SOUTH32 (S32) Downgraded to Hold from Buy by Ord Minnett B/H/S: 0/7/1

Ord Minnett believes the local market is now overweight; the mining sector and share prices may be vulnerable to rotation heading into the next calendar year. While not being outright negative, the broker recommends reduced exposure. South32 is downgraded to Hold from Buy following recent gains in the share price. Its $3.40 target is maintained.

TREASURY WINE ESTATES (TWE) Downgraded to Underperform from Neutral by Credit Suisse B/H/S: 2/2/3

Credit Suisse believes the company affords above-market growth for investors but this is priced in for the time being and downgrades to Underperform from Neutral. The recent share price rally has pushed the company’s price/earnings ratio and operating earnings ratio ahead of peer comparables, in the broker’s calculation. Target is $14.15.

VILLAGE ROADSHOW (VRL) Downgraded to Underperform from Neutral by Macquarie B/H/S: 0/2/2

A depressed industry box office and underperforming titles have resulted in the first four months of FY18 being significantly weaker than the previous corresponding period. In theme parks, although the critical summer trading period is yet to commence, management expects a substantial improvement in segment earnings. Dividends are expected to return in FY18. Macquarie observes downside risk to earnings and limited near-term catalysts for a re-rating and downgrades to Underperform from Neutral. Target is reduced to $3.50 from $4.10.
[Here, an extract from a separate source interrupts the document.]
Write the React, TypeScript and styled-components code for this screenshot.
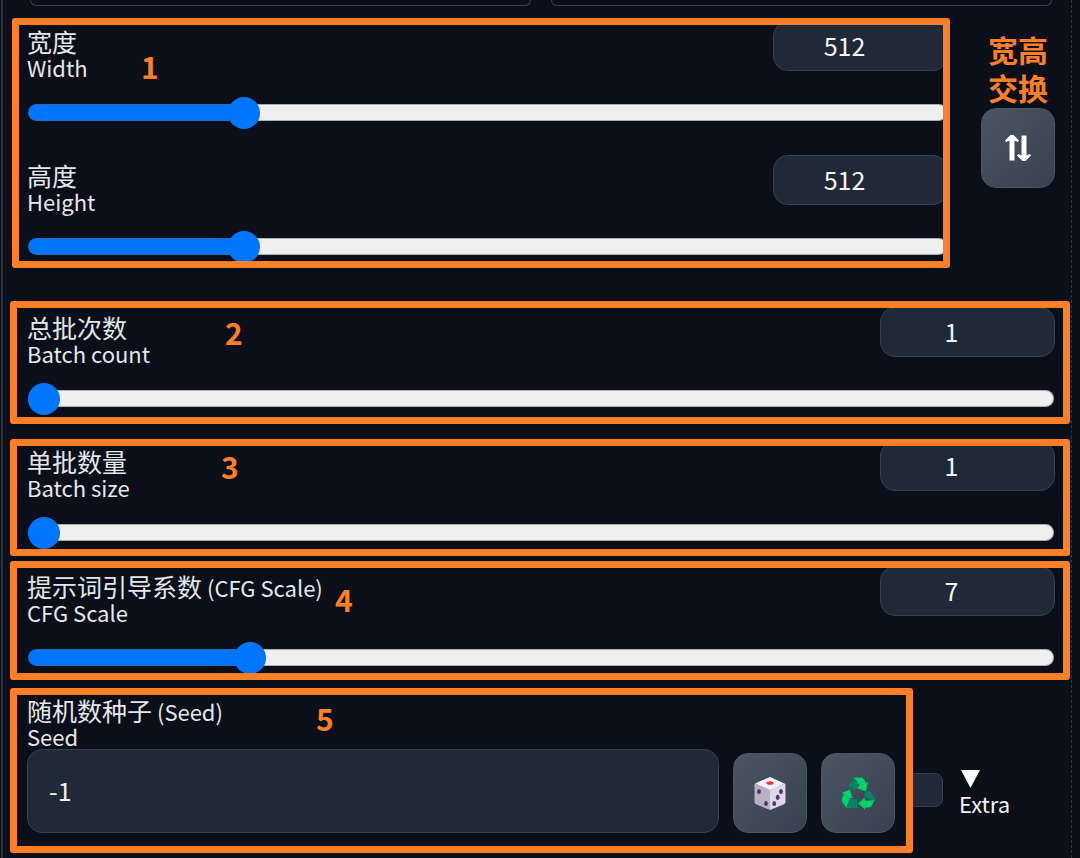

WESTERN AREAS (WSA) Downgraded to Sell from Hold by Ord Minnett B/H/S: 1/1/5

See South32. While not being outright negative, the broker recommends reduced exposure. Western Areas is downgraded to Sell from Hold. Target is $2.50.

All data sourced from FNArena.

Important: This content has been prepared without taking account of the objectives, financial situation or needs of any particular individual. It does not constitute formal advice. Consider the appropriateness of the information in regards to your circumstances.